Qu’est-ce que le coenseignement chez nous?
Notre classe, c’est 2 enseignantes, une quarantaine d’élèves de 5e et 6e année et 2 locaux. Dans une journée, ils sont regroupés de différentes façons : en comités, par niveau, par type de texte (ateliers d’écriture), par groupes de spécialistes, par groupes de décloisonnement (en cycle), etc.
Chaque vendredi, ils reçoivent l’horaire complet de la semaine suivante. Ils y retrouvent la planification des activités de la semaine et les locaux de chacune des périodes. Lors des transitions, ils passent à leurs casiers, là où se trouve tout leur matériel. Une bonne préparation pour le secondaire!
Chaque matin, la routine se déroule en décloisonnement avec tous les élèves du cycle. Un horaire en rotation leur permet de lire pour le plaisir, avancer leurs travaux, travailler avec leur comité, poursuivre un projet, étudier, etc. Ensuite, notre groupe et nous nous rassemblons dans le même local. Nous développons notre sentiment d’appartenance : nous discutons, nous réfléchissons, nous rigolons, nous partageons, nous nous organisons, nous faisons des rappels. Bref, nous commençons notre journée du bon pied!

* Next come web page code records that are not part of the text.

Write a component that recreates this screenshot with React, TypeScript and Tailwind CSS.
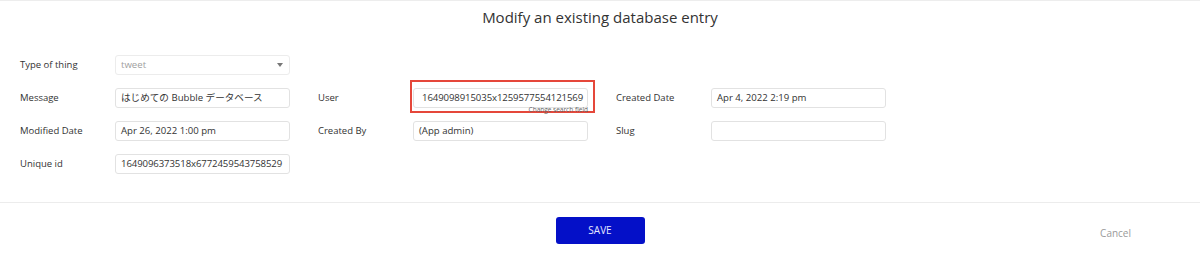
import React from 'react';

const font = { fontFamily: '"Open Sans", "Noto Sans CJK JP", sans-serif' };

function Label({ children }: { children: React.ReactNode }) {
  return <div className="w-[95px] shrink-0 text-[9.5px] text-[#333]">{children}</div>;
}

function Box({ value, muted, className = '' }: { value?: string; muted?: boolean; className?: string }) {
  return (
    <div
      className={`flex h-[20px] w-[175px] items-center whitespace-nowrap rounded-[3px] border border-[#e2e2e2] bg-white pl-[5px] text-[9.6px] ${
        muted ? 'text-[#a0a0a0]' : 'text-[#333]'
      } ${className}`}
    >
      {value}
    </div>
  );
}

function Field({ label, children }: { label: string; children: React.ReactNode }) {
  return (
    <div className="flex h-[20px] w-[298px] items-center">
      <Label>{label}</Label>
      {children}
    </div>
  );
}

export default function App() {
  return (
    <div className="h-[255px] w-[1200px] overflow-hidden border-t border-[#ededed] bg-white" style={font}>
      <div className="flex h-[33px] items-center justify-center text-[15px] text-[#333]">
        Modify an existing database entry
      </div>

      <div className="flex flex-col gap-[13px] border-b border-[#ececec] pb-[28px] pl-[20px] pt-[21px]">
        <div className="flex">
          <Field label="Type of thing">
            <div className="relative">
              <Box value="tweet" muted className="border-[#ececec]" />
              <span className="absolute right-[7px] top-[8px] h-0 w-0 border-x-[3px] border-t-[4px] border-x-transparent border-t-[#777]" />
            </div>
          </Field>
        </div>
        <div className="flex">
          <Field label="Message">
            <Box value="はじめての Bubble データベース" />
          </Field>
          <Field label="User">
            <div className="relative">
              <Box value="1649098915035x1259577554121569" className="pl-[8px] tracking-[-0.1px]" />
              <div className="pointer-events-none absolute -left-[3px] -right-[7px] -top-[8px] -bottom-[5px] border-2 border-[#e5473a]" />
              <span className="absolute right-0 top-[19px] whitespace-nowrap text-[6.5px] leading-none text-[#666]">
                Change search field
              </span>
            </div>
          </Field>
          <Field label="Created Date">
            <Box value="Apr 4, 2022 2:19 pm" />
          </Field>
        </div>
        <div className="flex">
          <Field label="Modified Date">
            <Box value="Apr 26, 2022 1:00 pm" />
          </Field>
          <Field label="Created By">
            <Box value="(App admin)" />
          </Field>
          <Field label="Slug">
            <Box />
          </Field>
        </div>
        <div className="flex">
          <Field label="Unique id">
            <Box value="1649096373518x6772459543758529" className="tracking-[-0.1px]" />
          </Field>
        </div>
      </div>

      <div className="grid grid-cols-3 pt-[14px]">
        <div />
        <div className="flex justify-center">
          <button className="h-[27px] w-[89px] rounded-[3px] bg-[#0410c8] text-[10px] text-[#e6e8ff]">SAVE</button>
        </div>
        <div className="flex justify-end pr-[69px] pt-[9px]">
          <span className="text-[10px] text-[#9a9a9a]">Cancel</span>
        </div>
      </div>
    </div>
  );
}
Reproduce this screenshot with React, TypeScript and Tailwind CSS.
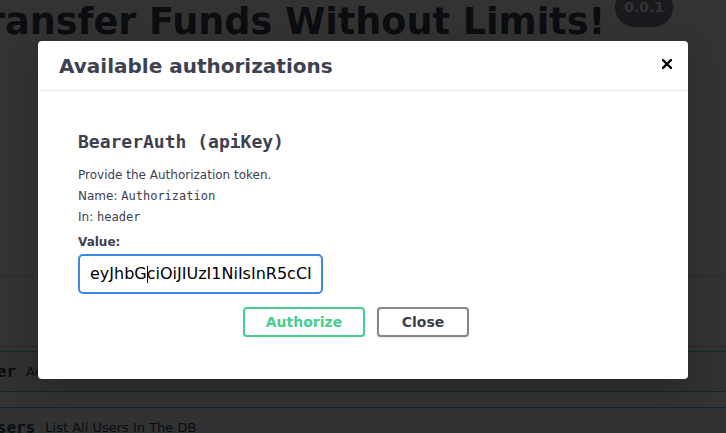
import React from "react";

const sans = "font-['DejaVu_Sans',sans-serif]";
const mono = "font-['DejaVu_Sans_Mono',monospace]";

function CloseIcon() {
  return (
    <svg width="10" height="10" viewBox="0 0 10 10" fill="none">
      <path d="M1 1L9 9M9 1L1 9" stroke="#000" strokeWidth="2.4" strokeLinecap="square" />
    </svg>
  );
}

export default function App() {
  return (
    <div className={`relative h-[433px] w-[726px] overflow-hidden bg-white ${sans} text-[#3b4151]`}>
      {/* page behind the modal, scrolled sideways */}
      <div className="ml-[-34px] mt-[1px] flex h-[40px] items-start">
        <h1 className="whitespace-nowrap text-[36.6px] font-bold leading-[42px]">
          Transfer Funds Without Limits!
        </h1>
        <span className="ml-[10px] mt-[-13px] flex h-[39px] items-center rounded-full bg-[#7d8492] px-[9px] text-[14px] font-bold text-white">
          0.0.1
        </span>
      </div>

      <div className="h-[234px] bg-white shadow-[0_1px_2px_0_rgba(0,0,0,0.15)]" />

      <div className="h-[72px] border-b border-[#3b4151]/30" />

      <div className="ml-[-100px] mt-[4px] flex h-[41px] w-[900px] items-center rounded-[4px] border border-[#49cc90] bg-[#49cc90]/10 pl-[38px]">
        <span className={`${mono} pr-[10px] text-[16px] font-bold`}>/adduser</span>
        <span className="text-[13px]">Add User To The DB</span>
      </div>

      <div className="ml-[-100px] mt-[15px] flex h-[41px] w-[900px] items-center rounded-[4px] border border-[#61affe] bg-[#61affe]/10 pl-[38px]">
        <span className={`${mono} pr-[10px] text-[16px] font-bold`}>/listusers</span>
        <span className="text-[13px]">List All Users In The DB</span>
      </div>

      {/* backdrop */}
      <div className="absolute inset-0 bg-black/80" />

      {/* modal */}
      <div className="absolute left-[38px] top-[41px] w-[650px] rounded-[4px] bg-white shadow-[0_10px_30px_0_rgba(0,0,0,0.2)]">
        <div className="flex h-[50px] items-center justify-between border-b border-[#ebebeb] pl-[21px] pr-[11px]">
          <h3 className="text-[20px] font-bold">Available authorizations</h3>
          <button className="mt-[-3px] flex h-[20px] w-[20px] items-center justify-center">
            <CloseIcon />
          </button>
        </div>

        <div className="px-[40px] pb-[42px] pt-[39px]">
          <h4 className={`${mono} text-[18px] font-bold leading-[24px]`}>BearerAuth (apiKey)</h4>

          <div className="mt-[11px] text-[12px] leading-[21px]">
            <p>Provide the Authorization token.</p>
            <p>
              Name: <code className={mono}>Authorization</code>
            </p>
            <p>
              In: <code className={mono}>header</code>
            </p>
          </div>

          <label className="mt-[4px] block text-[12px] font-bold leading-[21px]">Value:</label>

          <div className="mt-[1px] flex h-[40px] w-[245px] items-center rounded-[5px] border-2 border-[#3b86e8] pl-[10px]">
            <div className="w-[221px] min-w-0 overflow-hidden whitespace-nowrap text-[16px] text-black">
              eyJhbG
              <span className="mr-[-1px] inline-block h-[17px] w-px bg-black align-middle" />
              ciOiJIUzI1NiIsInR5cCI6IkpXVCJ9.eyJ1c2VySWQiOjF9
            </div>
          </div>

          <div className="mt-[13px] flex justify-center gap-[12px] pr-[14px]">
            <button className="w-[122px] rounded-[4px] border-2 border-[#49cc90] bg-white py-[5px] text-center text-[14px] font-bold leading-[16px] text-[#49cc90] shadow-[0_1px_2px_rgba(0,0,0,0.1)]">
              Authorize
            </button>
            <button className="w-[92px] rounded-[4px] border-2 border-[#888] bg-white py-[5px] text-center text-[14px] font-bold leading-[16px] text-[#3b4151] shadow-[0_1px_2px_rgba(0,0,0,0.1)]">
              Close
            </button>
          </div>
        </div>
      </div>
    </div>
  );
}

Le décloisonnement avec notre autre collègue de cycle a aussi une place importante dans notre semaine. Nous organisons des périodes d’art, de sciences et de grammaire où chacun de nous est responsable d’une de ces matières (planification et évaluation). En univers social, une enseignante s’occupe des élèves de 5e année et une autre des élèves de 6e année. La troisième personne est alors en soutien (gestion de classe, soutien aux élèves, planification, évaluation, etc.). Chaque semaine, nos élèves ont aussi une période de projets personnels ou évènementiels. Ils sont tous mélangés et ont une enseignante de référence.
De notre côté, nous avons décidé de faire du coenseignement de façon intégrale. Ce n’est pas possible dans votre milieu ou vous ne vous sentez pas prêtes? Trouvez-vous des collègues pour faire du décloisonnement. À notre école, c’est monnaie courante. Ce sera une petite saucette que vous ne regretterez pas!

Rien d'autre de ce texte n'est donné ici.